Population (1972-01-01)
- • Total: 1,480
- Time zone: UTC+02:00 (EET)
- • Summer (DST): UTC+03:00 (EEST)

= Replot =

Island in the Gulf of Bothnia in the Baltic Sea

Replot (Raippaluoto) is an island in the Kvarken ("The Throat"), the narrowest part of the Gulf of Bothnia in the northern part of the Baltic Sea. It has about 2,100 inhabitants, almost only Swedish-speaking. The size is about 150 km2, one of the largest islands of Finland. Replot was an independent municipality until 1973, when it was consolidated to the municipality of Korsholm, near Vaasa.

The area has been inhabited since before the time of Swedish dominion over Finland; the first habitations can be traced to at least the 11th century and possibly earlier. Today there are four major communities on the island, Replot kyrkoby, Norra Vallgrund, Södra Vallgrund and Söderudden, most of which are served by their own elementary schools, although some closures have occurred in recent years. Since 1997, Replot has been connected to the mainland via the Replot Bridge, replacing the earlier ferry connection which had been in place since 1952. The bridge is as of 2009 the longest bridge ever built in Finland, with a length of 1045 m.

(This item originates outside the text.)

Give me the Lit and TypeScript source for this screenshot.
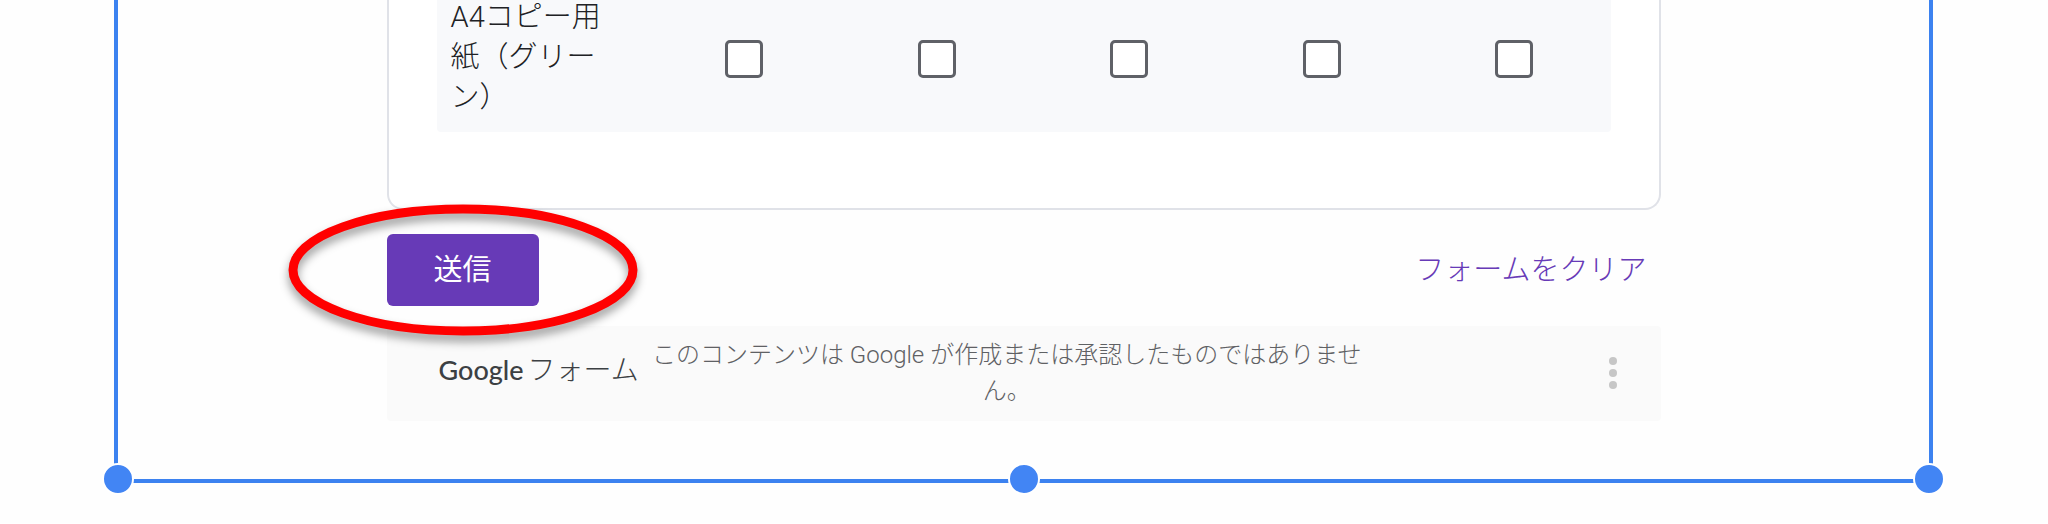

Replot is part of a larger archipelago and most of the smaller islands around Replot have traditionally been used as fishing camps. Today the buildings are generally used as summer cottages since maritime activities play a large part in the culture of the region.
Fishing is nowadays mostly a recreational activity, but there are still a number of professional fishermen active in Replot.

North of Replot is the island of Björkö, which formerly belonged to the municipality of Björköby, which is also the name of its main village.

A large part of the Replot archipelago has been designated a UNESCO World Heritage Site.